--- START OF Data ---
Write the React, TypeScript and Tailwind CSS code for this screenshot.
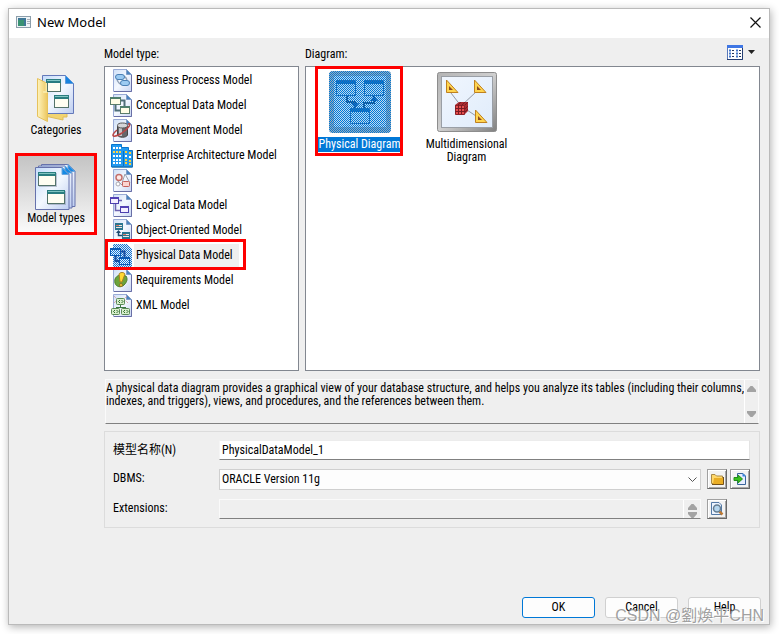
import React from "react";

const uiFont = "font-['Roboto_Condensed',Roboto,'Liberation_Sans','Noto_Sans_CJK_SC',sans-serif]";

function Page({ children }: { children?: React.ReactNode }) {
  return (
    <svg viewBox="0 0 24 24" className="block h-6 w-6 shrink-0" aria-hidden="true">
      <defs>
        <linearGradient id="page" x1="0" y1="0" x2="1" y2="1">
          <stop offset="0" stopColor="#cfe0f7" />
          <stop offset="0.5" stopColor="#f4f8ff" />
          <stop offset="1" stopColor="#c9d6f2" />
        </linearGradient>
      </defs>
      <path d="M3.500 .5H16.500L21.500 5.500V22.500H3.500Z" fill="url(#page)" stroke="#9aabd6" />
      <path d="M4 22.500H21.500V6" fill="none" stroke="#696fa6" />
      <path d="M16.500 .5V5.500H21.500Z" fill="#4b83bd" stroke="#7f9dc8" />
      {children}
    </svg>
  );
}

function Win({ x, y, w, h, stroke, fill, bar }: { x: number; y: number; w: number; h: number; stroke: string; fill: string; bar: string }) {
  return (
    <g>
      <rect x={x + 0.5} y={y + 0.5} width={w - 1} height={h - 1} fill={fill} stroke={stroke} />
      <rect x={x} y={y} width={w} height={2} fill={bar} />
    </g>
  );
}

const BusinessIcon = () => (
  <Page>
    <g stroke="#4a7fb4" fill="#9ccbf2">
      <path d="M7 9c0 5 4 7 6 6M12 7c4 0 5 3 5 6" fill="none" stroke="#8fa0b5" strokeWidth="1.500" />
      <rect x="5.500" y="5.500" width="9" height="5" rx="2.500" />
      <rect x="10.500" y="11.500" width="9" height="5" rx="2.500" />
    </g>
  </Page>
);
const ConceptualIcon = () => (
  <Page>
    <path d="M5.500 10v6.500H12M11 6.500h3.500V12" fill="none" stroke="#4f6f78" strokeWidth="2" />
    <Win x={0} y={3} w={11} h={8} stroke="#5b7d6a" fill="#fffde6" bar="#4f7f6c" />
    <Win x={10} y={12} w={10} h={8} stroke="#5b7d6a" fill="#fffde6" bar="#4f7f6c" />
  </Page>
);
const MovementIcon = () => (
  <Page>
    <path d="M7.500 7v9c1 3 9 3 10 0V7" fill="#66676b" stroke="#444" />
    <path d="M9 8v9h3V8" fill="#c4c4c8" />
    <ellipse cx="12.500" cy="6.500" rx="5" ry="2.500" fill="#d5d5d8" stroke="#555" />
    <path d="M7 11c-8 7-3 8 5 3C19 9 22 4 18 5" fill="none" stroke="#b94747" strokeWidth="1.500" />
  </Page>
);
const EnterpriseIcon = () => (
  <svg viewBox="0 0 24 24" className="block h-6 w-6 shrink-0" aria-hidden="true">
    <path d="M1.500 .5H11.500V3.500H18.500V6.500H22.500V23H1.500Z" fill="#2299f0" stroke="#0877cf" />
    <path d="M13.500 7V22" stroke="#0973c4" />
    <path d="M22.500 7V23H2" fill="none" stroke="#2570a6" />
    {[4, 8, 12, 16, 19].map((y) => (
      <path key={y} d={`M3 ${y}h2M6 ${y}h2M9 ${y}h2`} stroke={y === 8 ? "#ffd54a" : "#ffffff"} strokeWidth="2" />
    ))}
    {[8, 12, 16, 19].map((y) => (
      <path key={y} d={`M15 ${y}h2M19 ${y + 1}h2`} stroke={y === 12 ? "#ffffff" : "#ffcf33"} strokeWidth="2" />
    ))}
  </svg>
);
const FreeIcon = () => (
  <Page>
    <path d="M12 14 15 5l5 9M8 12l4 4 5-2" fill="none" stroke="#9ba0ad" />
    <circle cx="9" cy="8.500" r="3" fill="#fde9e7" stroke="#c4706b" strokeWidth="1.500" />
    <circle cx="8" cy="15" r="2" fill="#fff" stroke="#a9a9b5" />
    <rect x="12.500" y="12.500" width="7" height="5" rx="1" fill="#fbd5d1" stroke="#c4605b" />
  </Page>
);
const LogicalIcon = () => (
  <Page>
    <path d="M5.500 9v7.500H11M9 6.500h3" fill="none" stroke="#6c62b0" strokeWidth="1.500" />
    <Win x={0} y={3} w={9} h={7} stroke="#4c3fae" fill="#f4efff" bar="#5342b5" />
    <Win x={10} y={12} w={9} h={7} stroke="#4c3fae" fill="#f4efff" bar="#5342b5" />
  </Page>
);
const ObjectIcon = () => (
  <Page>
    <path d="M8.500 12v4.500H13" fill="none" stroke="#1e4a70" strokeWidth="1.500" />
    <path d="M6 14l2.500-3 2.500 3z" fill="#1e4a70" />
    {[[5, 4], [12, 13]].map(([x, y]) => (
      <g key={x}>
        <rect x={x} y={y} width="8" height="7" fill="#2a7590" />
        <path d={`M${x + 1} ${y + 2}.500h6M${x + 1} ${y + 4}.500h6`} stroke="#f0e4dd" />
        <path d={`M${x + 1} ${y + 2}.500h3`} stroke="#d87867" />
      </g>
    ))}
  </Page>
);
const PhysicalIcon = () => (
  <svg viewBox="0 0 24 24" className="block h-6 w-6 shrink-0" aria-hidden="true">
    <defs>
      <pattern id="smallDither" width="2" height="2" patternUnits="userSpaceOnUse">
        <path d="M0 0h1v1H0zM1 1h1v1H1z" fill="#1575d2" />
      </pattern>
    </defs>
    <path d="M3 0H17L22 5V23H3Z" fill="#dfe9f6" />
    <path d="M3 0H17L22 5V23H3Z" fill="url(#smallDither)" shapeRendering="crispEdges" />
    <path d="M5.500 10v7H11M11 7.500h3.500V13" fill="none" stroke="#174da0" strokeWidth="2" />
    <Win x={0} y={4} w={11} h={8} stroke="#0a59b4" fill="#e4f2ff" bar="#0a59b4" />
    <Win x={9} y={13} w={11} h={8} stroke="#0a59b4" fill="#e4f2ff" bar="#0a59b4" />
    <path d="M1 6h9v5H1zM10 15h9v5h-9z" fill="url(#smallDither)" shapeRendering="crispEdges" />
  </svg>
);
const RequirementsIcon = () => (
  <Page>
    <path d="M10 6c-4 1-6 4-5 8s6 5 9 2 4-6 2-9z" fill="#6ca43c" stroke="#4c7d2d" />
    <path d="M9 5C10 3 14 3 15 5L12 13H10Z" fill="#ffd832" stroke="#a78022" />
    <circle cx="11" cy="16" r="1.500" fill="#ffd832" stroke="#89702a" />
  </Page>
);
const XmlIcon = () => (
  <Page>
    <path d="M10.500 10v4M6 13.500h10" fill="none" stroke="#3c7744" />
    <path d="M4 2 8 6M17 2 13 6M4 9l3-3M18 9l-3-3" stroke="#db8b93" strokeDasharray="1 1" />
    {[[6, 4], [1, 14], [11, 14]].map(([x, y]) => (
      <g key={x}>
        <rect x={x + 0.5} y={y + 0.5} width="8" height="6" rx="1" fill="#d9f0cd" stroke="#5b8b55" />
        <path d={`M${x + 4} ${y + 2} ${x + 2.5} ${y + 3.5}l1.500 1.500M${x + 5.5} ${y + 2}l1.500 1.500-1.500 1.500`} fill="none" stroke="#2e6a2e" />
      </g>
    ))}
  </Page>
);

const models = [
  { name: "Business Process Model", Icon: BusinessIcon },
  { name: "Conceptual Data Model", Icon: ConceptualIcon },
  { name: "Data Movement Model", Icon: MovementIcon },
  { name: "Enterprise Architecture Model", Icon: EnterpriseIcon },
  { name: "Free Model", Icon: FreeIcon },
  { name: "Logical Data Model", Icon: LogicalIcon },
  { name: "Object-Oriented Model", Icon: ObjectIcon },
  { name: "Physical Data Model", Icon: PhysicalIcon, selected: true },
  { name: "Requirements Model", Icon: RequirementsIcon },
  { name: "XML Model", Icon: XmlIcon },
];

const CategoriesIcon = () => (
  <svg viewBox="0 0 40 50" className="block h-[50px] w-10" aria-hidden="true">
    <defs>
      <linearGradient id="sidePage" x1="0" y1="0" x2="1" y2="1">
        <stop offset="0" stopColor="#c4dcfb" />
        <stop offset=".5" stopColor="#f3f8ff" />
        <stop offset="1" stopColor="#bdcdf0" />
      </linearGradient>
      <linearGradient id="folder" x1="0" y1="0" x2="1" y2="0">
        <stop offset="0" stopColor="#fff4bd" />
        <stop offset="1" stopColor="#ecc75f" />
      </linearGradient>
    </defs>
    <path d="M9 38H31V43H27V46L9 42Z" fill="#f2d471" stroke="#dfbd5a" />
    <path d="M6.500 1.500H29.500L37.500 9.500V39.500H6.500Z" fill="url(#sidePage)" stroke="#6479ba" />
    <path d="M29.500 1.500V9.500H37.500Z" fill="#1884e0" stroke="#5d99dc" />
    <path d="M1.500 4.500 11.500 9.500V47.500L1.500 42.500Z" fill="url(#folder)" stroke="#e6c25c" />
    <path d="M10.500 9V18H7" fill="none" stroke="#f8e8a4" strokeWidth="2" />
    <rect x="11.500" y="5.500" width="13" height="12" fill="#fffef2" stroke="#54736a" />
    <rect x="10" y="5" width="15" height="4" fill="#2a7d80" />
    <rect x="18.500" y="21.500" width="14" height="12" fill="#fffef2" stroke="#54736a" />
    <rect x="18" y="21" width="15" height="4" fill="#2a7d80" />
    <path d="M11 6.500h13M19 22.500h13" stroke="#84c7c5" />
  </svg>
);

const ModelTypesIcon = () => (
  <svg viewBox="0 0 44 50" className="block h-[50px] w-11" aria-hidden="true">
    {[6, 3, 0].map((o) => (
      <g key={o}>
        <path d={`M${1.5 + o} ${5.5 - o / 2}H${28 + o}L${35 + o} ${12 - o / 2}V${47.5 - o / 2}H${1.5 + o}Z`} fill="url(#sidePage)" stroke="#6672ac" />
        <path d={`M${28 + o} ${5.5 - o / 2}V${12.5 - o / 2}H${35 + o}Z`} fill="#168be5" stroke="#69a6de" />
      </g>
    ))}
    {[[4, 10], [13, 28]].map(([x, y]) => (
      <g key={x}>
        <rect x={x + 1} y={y + 1} width="18" height="14" fill="#8590a5" opacity=".5" />
        <rect x={x + 0.5} y={y + 0.5} width="17" height="13" fill="#fffef2" stroke="#54736a" />
        <rect x={x} y={y} width="18" height="4" fill="#2a7d80" />
        <path d={`M${x + 1} ${y + 1}.500h16`} stroke="#80c4c0" />
      </g>
    ))}
  </svg>
);

const PhysicalDiagramIcon = () => (
  <svg viewBox="0 0 62 62" className="block h-[62px] w-[62px]" aria-hidden="true">
    <defs>
      <pattern id="dither" width="2" height="2" patternUnits="userSpaceOnUse">
        <path d="M0 0h1v1H0zM1 1h1v1H1z" fill="#0078d7" />
      </pattern>
    </defs>
    <rect width="62" height="62" rx="4" fill="#9eacb8" />
    <rect x="5" y="5" width="52" height="51" fill="#bfdaf0" />
    <path d="M18 25V31H26V37M35 37V32H45V25" fill="none" stroke="#244c7c" strokeWidth="2" />
    <path d="M22 32h8l-4 5zM41 30h8l-4-5z" fill="#1556a4" />
    <path d="M7.500 9.500h19v15h-19zM35.500 9.500h19v15h-19zM21.500 37.500h19v15h-19z" fill="#b9d8ef" stroke="#2869ae" />
    <path d="M7 10h20v3H7zM35 10h20v3H35zM21 38h20v3H21z" fill="#1767b3" />
    <rect width="62" height="62" rx="4" fill="url(#dither)" />
  </svg>
);

const MultiDiagramIcon = () => (
  <svg viewBox="0 0 60 60" className="block h-[60px] w-[60px]" aria-hidden="true">
    <defs>
      <linearGradient id="multiFrame" x1="0" y1="0" x2="1" y2="1">
        <stop offset="0" stopColor="#b4b4b4" />
        <stop offset=".5" stopColor="#cfcfcf" />
        <stop offset="1" stopColor="#808080" />
      </linearGradient>
      <linearGradient id="multiInner" x1="0" y1="0" x2="1" y2="1">
        <stop offset="0" stopColor="#f0f6fe" />
        <stop offset="1" stopColor="#e0ecfb" />
      </linearGradient>
    </defs>
    <rect x=".5" y=".5" width="59" height="59" rx="2" fill="url(#multiFrame)" stroke="#8d8d8d" />
    <rect x="4.500" y="4.500" width="51" height="51" fill="url(#multiInner)" stroke="#9a9fa6" />
    <path d="M14 21 24 34 40 19M24 34 42 46" fill="none" stroke="#9299a4" />
    {[[9, 8], [37, 8], [38, 38]].map(([x, y]) => (
      <g key={`${x}-${y}`}>
        <path d={`M${x + 0.5} ${y}V${y + 12}.500H${x + 12}Z`} fill="#ffd44f" stroke="#bf8120" />
        <path d={`M${x + 3} ${y + 6}V${y + 10}H${x + 7}Z`} fill="#8b4a1f" />
      </g>
    ))}
    <path d="M18 33 22 30H31V39L28 42H18Z" fill="#a92b30" />
    <path d="M18.500 33.500H27.500V42.500H18.500Z" fill="#e54e4d" stroke="#8c2028" />
    <path d="M21.500 33v9M24.500 33v9M18 36.500h10M18 39.500h10M28 33l3-3M28 37l3-3M28 40l3-3M21 33l3-3M25 33l3-3" stroke="#7b1b23" />
  </svg>
);

function Arrow({ down }: { down?: boolean }) {
  return (
    <svg viewBox="0 0 9 6" className="block h-[6px] w-[9px] shrink-0" aria-hidden="true">
      <path d={down ? "M0 0H9V2L5.500 6H3.500L0 2Z" : "M0 6H9V4L5.500 0H3.500L0 4Z"} fill="#a3a3a3" />
    </svg>
  );
}

function ToolButton({ label, children }: { label: string; children: React.ReactNode }) {
  return (
    <button type="button" aria-label={label} className="flex h-5 w-5 items-center justify-center border border-t-[#a0a0a0] border-r-[#696969] border-b-[#696969] border-l-[#a0a0a0] bg-[#f3f3f3] shadow-[inset_1px_1px_0_white,inset_-1px_-1px_0_#a8a8a8]">
      {children}
    </button>
  );
}

export default function App() {
  return (
    <div className={`flex min-h-screen bg-white pt-2 pr-[9px] pb-[9px] pl-2 text-[12px] leading-[13px] text-black ${uiFont}`}>
      <main className="relative flex min-w-0 flex-1 flex-col border border-[#bababa] bg-[#efefef] shadow-[1px_2px_8px_rgba(0,0,0,0.3)]">
        <header className="flex h-[29px] shrink-0 items-center bg-white pr-2 pb-[3px] pl-[7px]">
          <svg viewBox="0 0 15 12" className="h-3 w-[15px]" aria-hidden="true">
            <rect x=".5" y=".5" width="14" height="11" fill="#eef3f6" stroke="#8c9eab" />
            <rect x="2" y="2" width="8" height="8" fill="#3e7797" />
            <rect x="2" y="4" width="6" height="6" fill="#399273" />
            <path d="M11 3.500h3M11 5.500h3M11 7.500h3" stroke="#a7b0b9" />
          </svg>
          <h1 className="ml-[6px] flex-1 font-['Noto_Sans',sans-serif] text-[13px] leading-4">New Model</h1>
          <button type="button" aria-label="Close" className="p-0">
            <svg viewBox="0 0 11 11" className="block h-[11px] w-[11px]" aria-hidden="true">
              <path d="M.5 .5 10.500 10.500M10.500 .5 .5 10.500" stroke="#111" strokeWidth="1.200" />
            </svg>
          </button>
        </header>

        <div className="flex flex-1 gap-[7px] pr-[9px] pb-[6px] pl-[6px]">
          <nav className="flex w-[82px] shrink-0 flex-col pt-[34px]">
            <button type="button" className="flex h-[81px] flex-col items-center pt-[2px]">
              <CategoriesIcon />
              <span>Categories</span>
            </button>
            <button type="button" aria-pressed="true" className="flex h-[82px] flex-col items-center border-[3px] border-[#fe0000] bg-linear-to-b from-[#c4c4c4] via-[#dedede] to-[#fafafa] pt-[6px]">
              <ModelTypesIcon />
              <span>Model types</span>
            </button>
          </nav>

          <div className="flex min-w-0 flex-1 flex-col">
            <div className="flex flex-1 gap-[6px]">
              <section className="flex w-[195px] shrink-0 flex-col">
                <h2 className="flex h-7 items-center pt-1">Model type:</h2>
                <ul className="relative flex-1 border border-[#828790] bg-white pt-px">
                  {models.map(({ name, Icon, selected }) => (
                    <li key={name} className="h-[25px]">
                      <button type="button" className="flex h-[25px] items-center pl-[5px]">
                        <Icon />
                        <span className={selected ? "flex h-6 items-center bg-[#efefef] pr-[6px] pl-[2px]" : "pl-[2px]"}>{name}</span>
                      </button>
                    </li>
                  ))}
                  <li aria-hidden="true" className="pointer-events-none absolute top-[172px] left-0 h-[31px] w-[141px] border-[3px] border-[#fe0000]" />
                </ul>
              </section>

              <section className="flex min-w-0 flex-1 flex-col">
                <div className="flex h-7 items-center justify-between pr-[5px]">
                  <h2 className="pt-1">Diagram:</h2>
                  <button type="button" aria-label="View" className="flex items-center gap-[5px]">
                    <svg viewBox="0 0 16 15" className="h-[15px] w-4" aria-hidden="true">
                      <rect x=".5" y=".5" width="15" height="14" fill="#fff" stroke="#5878ba" />
                      <rect width="16" height="3" fill="#3f76e4" />
                      <path d="M15.500 3V14.500H0" fill="none" stroke="#263f73" />
                      <path d="M2 5.500h2M9 5.500h2M2 8.500h2M9 8.500h2M2 11.500h2M9 11.500h2" stroke="#4376c8" strokeWidth="2" />
                      <path d="M5 5.500h2M12 5.500h2M5 8.500h2M12 8.500h2M5 11.500h2M12 11.500h2" stroke="#26375c" />
                    </svg>
                    <svg viewBox="0 0 7 4" className="h-1 w-[7px]" aria-hidden="true"><path d="M0 0h7L3.500 4z" fill="#222" /></svg>
                  </button>
                </div>
                <div className="relative flex flex-1 border border-[#828790] bg-white">
                  <button type="button" aria-pressed="true" className="flex w-[107px] flex-col items-center self-start pt-1">
                    <PhysicalDiagramIcon />
                    <span className="mt-1 bg-[#0078d7] px-[2px] py-px text-white">Physical Diagram</span>
                  </button>
                  <button type="button" className="flex w-[107px] flex-col items-center self-start pt-[5px]">
                    <MultiDiagramIcon />
                    <span className="mt-[6px]">Multidimensional<br />Diagram</span>
                  </button>
                  <span aria-hidden="true" className="pointer-events-none absolute -top-px left-[9px] h-[90px] w-[88px] border-[3px] border-[#fe0000]" />
                </div>
              </section>
            </div>

            <section className="mx-px mt-2 flex h-[45px] border border-t-[#fafafa] border-r-[#fafafa] border-b-[#808080] border-l-[#fafafa]">
              <p className="min-w-0 flex-1 pt-[2px]">
                A physical data diagram provides a graphical view of your database structure, and helps you analyze its tables (including their columns, indexes, and triggers), views, and procedures, and the references between them.
              </p>
              <div className="flex w-[14px] shrink-0 flex-col items-center justify-between border-l border-white py-[6px]">
                <button type="button" aria-label="Scroll up"><Arrow /></button>
                <button type="button" aria-label="Scroll down"><Arrow down /></button>
              </div>
            </section>

            <form className="mt-[7px] grid h-[97px] grid-cols-[106px_1fr_20px_23px] grid-rows-[20px_21px_20px] content-start gap-y-[9px] border border-[#dcdcdc] pt-2 pr-[9px] pl-2">
              <label htmlFor="name" className="self-center">模型名称(N)</label>
              <input id="name" defaultValue="PhysicalDataModel_1" className="col-span-3 min-w-0 border border-t-[#ececec] border-r-[#e3e3e3] border-b-[#808080] border-l-[#f5f5f5] bg-white px-[2px]" />
              <label htmlFor="dbms" className="pt-[3px]">DBMS:</label>
              <div className="relative mr-[6px]">
                <select id="dbms" className="h-[21px] w-full appearance-none border border-[#cfcfcf] bg-[#fdfdfd] px-[2px]">
                  <option>ORACLE Version 11g</option>
                </select>
                <svg viewBox="0 0 9 5" className="pointer-events-none absolute top-2 right-1 h-[5px] w-[9px]" aria-hidden="true">
                  <path d="M.5 .5 4.500 4.500 8.500 .5" fill="none" stroke="#555" />
                </svg>
              </div>
              <ToolButton label="Open folder">
                <svg viewBox="0 0 14 14" className="h-[14px] w-[14px]" aria-hidden="true">
                  <path d="M1.500 11.500V2.500H5L6.500 4H12.500V11.500Z" fill="#ffd86a" stroke="#a98a48" />
                  <path d="M3 12 4 6H13V12Z" fill="#e9ad25" />
                  <path d="M2 12.500H13.500V5" fill="none" stroke="#735019" />
                </svg>
              </ToolButton>
              <div className="pl-[3px]">
                <ToolButton label="Import">
                  <svg viewBox="0 0 14 14" className="h-[14px] w-[14px]" aria-hidden="true">
                    <path d="M4.500 1.500H10L12.500 4V12.500H4.500Z" fill="#e7eeff" stroke="#39659b" />
                    <path d="M9.500 1V4.500H13Z" fill="#3384dd" />
                    <path d="M1 5.500H5V3L9.500 7 5 11V8.500H1Z" fill="#39c31d" stroke="#238c18" />
                  </svg>
                </ToolButton>
              </div>
              <label htmlFor="ext" className="pt-[3px]">Extensions:</label>
              <div className="mr-[6px] flex overflow-hidden border border-t-[#fafafa] border-r-[#fafafa] border-b-[#808080] border-l-[#fafafa]">
                <input id="ext" readOnly className="min-w-0 flex-1 bg-transparent" />
                <div className="flex w-[17px] flex-col items-center gap-[2px] border-l border-white pt-1">
                  <Arrow />
                  <Arrow down />
                </div>
              </div>
              <ToolButton label="Browse extensions">
                <svg viewBox="0 0 14 14" className="h-[14px] w-[14px]" aria-hidden="true">
                  <path d="M1.500 .5H9L11.500 3V12.500H1.500Z" fill="#edf4ff" stroke="#547aa7" />
                  <path d="m9.500 9.500 3 3" stroke="#bd7b36" strokeWidth="2.500" />
                  <circle cx="7" cy="6.500" r="3.500" fill="#b5d6ef" stroke="#667d91" strokeWidth="1.500" />
                </svg>
              </ToolButton>
            </form>

            <footer className="mt-[69px] -mr-px flex justify-end gap-[10px]">
              <button type="button" className="h-[21px] w-[73px] rounded-[3px] border border-[#0078d7] bg-[#fdfdfd]">OK</button>
              <button type="button" className="h-[21px] w-[73px] rounded-[3px] border border-[#d0d0d0] bg-[#fdfdfd]">Cancel</button>
              <button type="button" className="h-[21px] w-[73px] rounded-[3px] border border-[#d0d0d0] bg-[#fdfdfd]">Help</button>
            </footer>
          </div>
        </div>
        <p className="pointer-events-none absolute right-[5px] -bottom-[2px] font-['Liberation_Sans','Noto_Sans_CJK_TC',sans-serif] text-[16px] leading-5 whitespace-nowrap text-[#888888]/80 [text-shadow:1px_1px_0_white]">CSDN @劉煥平CHN</p>
      </main>
    </div>
  );
}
--- END OF Data ---
**Exercise directions**
Gather up every line in the data above that contains the word "React", copying each one.

**Answer to the exercise**
Write the React, TypeScript and Tailwind CSS code for this screenshot.
import React from "react";
function Page({ children }: { children?: React.ReactNode }) {
function ToolButton({ label, children }: { label: string; children: React.ReactNode }) {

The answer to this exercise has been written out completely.